To be able to handle the import of such a massive amount of data, it has been divided in 176 files of less than 4,000 segments each.
The import should be carried out by several experienced mappers, each with a specific OSM import account. Suggestion: Create accounts eHealthKDroads_import01, eHealthKDroads_import02, eHealthKDroads_import03...
We would start with the empty or almost empty areas, leaving the ones that are more heavily mapped for the end.
During all the import process we will use heavily the JOSM filters. Among the filters, we should have the following ones ready:
1. type:node untagged
The workflow would be as follows:
1) As the files are still quite big, I would strongly advice to pick one of the 176 files to work with it (we will call it ehealth.osm from now on) and cut it in 3 or 4 pieces. To do that, open the chosen file in JOSM, make sure to set a filter 2 (very important to get rid of all the nodes) and select an area of the data. Copy (CTRL+C), open a new layer (CTRL+N), go to that layer and paste the copied data in this new layer (CTRL+V). Save the file as ehealth01.osm (CTRL+SHIFT+S) or whatever name you like in a folder of your choice in your computer, and then delete that layer from JOSM. Return to the ehealth.osm layer and delete the selection (ALT+E -> Delete) (be careful not to click on the working area before you delete the data). Now proceed cutting it further, to produce ehealth02.osm, ehealth03.osm, etc.
2) We transform each file using the joinRoadSegments0.3.awk script, so we will have most of the segments correctly joined in their respective ways, and therefore we will save lot of time.
3) We open the Bing imagery and, unless we have enough GPS traces for the area (quite unusual) we realign the ehealth.osm data to Bing. Bing imagery is the most used source of data, by far, in OSM for all that area (surely for most of the highways), and it seems, generally, quite well aligned.
To realign the imagery, disable all filters, select all objects, and drag all of them until they are well aligned with the Bing imagery. This is quite tricky. Look at some ways of reference and move the objects until they look well aligned against all those points.
When you move the objects, a warning window will appear:
Just hit the Move them button and click on the working area to dissable the selection.
4) Next we download, in a different layer, the OSM data for the area covered by the ehealth.osm file, not doing any changes to the OSM data for the time being. Let's call this layer OSMlayer.osm
5) We then correct the errors in the ehealth.osm file, like duplicated nodes, crossing ways and ways not joined to each other. For this purpose, we first have to make sure that we have disabled all JOSM filters.
We run the JOSM validator. Common errors and warnings are the following:
a) Highway duplicated nodes - Duplicated nodes: Click on the "Highway duplicated nodes - Duplicated nodes" and then on the Fix button at the botton of the Validator window.

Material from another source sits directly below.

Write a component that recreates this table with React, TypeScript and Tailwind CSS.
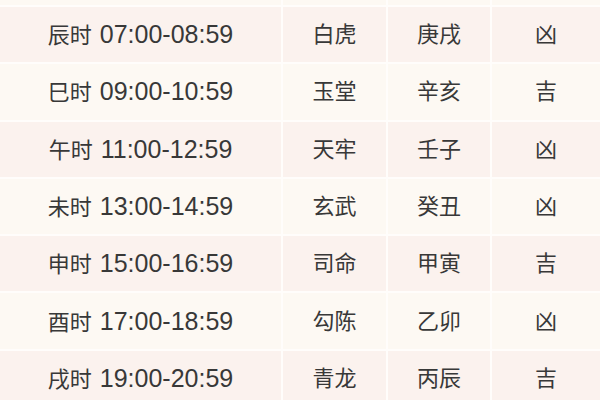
import React from "react";

const rows = [
  ["辰时", "07:00-08:59", "白虎", "庚戌", "凶"],
  ["巳时", "09:00-10:59", "玉堂", "辛亥", "吉"],
  ["午时", "11:00-12:59", "天牢", "壬子", "凶"],
  ["未时", "13:00-14:59", "玄武", "癸丑", "凶"],
  ["申时", "15:00-16:59", "司命", "甲寅", "吉"],
  ["酉时", "17:00-18:59", "勾陈", "乙卯", "凶"],
  ["戌时", "19:00-20:59", "青龙", "丙辰", "吉"],
];

const cjk = { fontFamily: '"Noto Sans CJK SC", sans-serif' };
const lat = { fontFamily: '"Liberation Sans", "Noto Sans CJK SC", sans-serif' };

export default function App() {
  return (
    <div className="w-[600px] h-[400px] overflow-hidden bg-[#fffdfb] flex flex-col gap-[2px] text-[#383838]">
      <div className="grid grid-cols-[281px_103px_102px_1fr] gap-x-[2px] h-[5px] shrink-0">
        <div className="bg-[#fdf9f3]" />
        <div className="bg-[#fdf9f3]" />
        <div className="bg-[#fdf9f3]" />
        <div className="bg-[#fdf9f3]" />
      </div>
      {rows.map((r, i) => {
        const bg = i % 2 === 0 ? "bg-[#fbf2ee]" : "bg-[#fdf9f3]";
        return (
          <div
            key={i}
            className="grid grid-cols-[281px_103px_102px_1fr] gap-x-[2px] h-[55.3px] shrink-0"
          >
            <div className={`${bg} flex items-center justify-center pb-[2px]`}>
              <div className="flex items-baseline gap-[8px] leading-[30px]">
                <span className="text-[22px]" style={cjk}>{r[0]}</span>
                <span className="text-[25px]" style={lat}>{r[1]}</span>
              </div>
            </div>
            {r.slice(2).map((c, j) => (
              <div key={j} className={`${bg} flex items-center justify-center pb-[5px]`}>
                <span className="text-[22px] leading-[30px]" style={cjk}>{c}</span>
              </div>
            ))}
          </div>
        );
      })}
    </div>
  );
}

b) Crossing ways: These can be two ways crossing, or a way that is not joined to another segment. We have to fix this by hand.
c) Way end node near other highway: This type of error indicates that, most probably, one road is not joined to another, when they were meant to be joined. It's also very important to fix, and must be fixed manually too.
6) Now it's time to check which segments of the ehealth.osm file will have to be conflated with the OSM ones. For this purpose, we set filters 1 and 3, so we will see only the highways and no untagged nodes (we will use filter 2 instead of filter 1 if we don't want to see any node at all):
When we find two overlapping roads from both layers, unless the quality of the OSM road is poor, we will keep the OSM road and delete the corresponding segments of the ehealth.osm file. In the following screenshot, we can see that the eHealth highway (highlighted in red) overlaps an OSM road (grey color) for part of its lenght:
In our example, if we zoom in, we can see that the eHealth data, although good, is not as accurate as the OSM counterpart:
So we cut the segment of the eHealth Road that overlaps the OSM road, and we delete it, leaving only the OSM road:
In the following screenshot, you can see in red colour many segments to be deleted:
We won't merge the eHealth segments with the OSM dataset yet. In case we find a segment that is more accurate in ehealth.osm than in OSMlayer.osm, we would substitute the OSM segment with the ehealth.osm one, but, better, maintaining the original way id, so we keep the history of the original way. To do this, we would use the Replace Geometry (Ctrl+Shift+G) tool (you need to install the utilsplugin2 in JOSM).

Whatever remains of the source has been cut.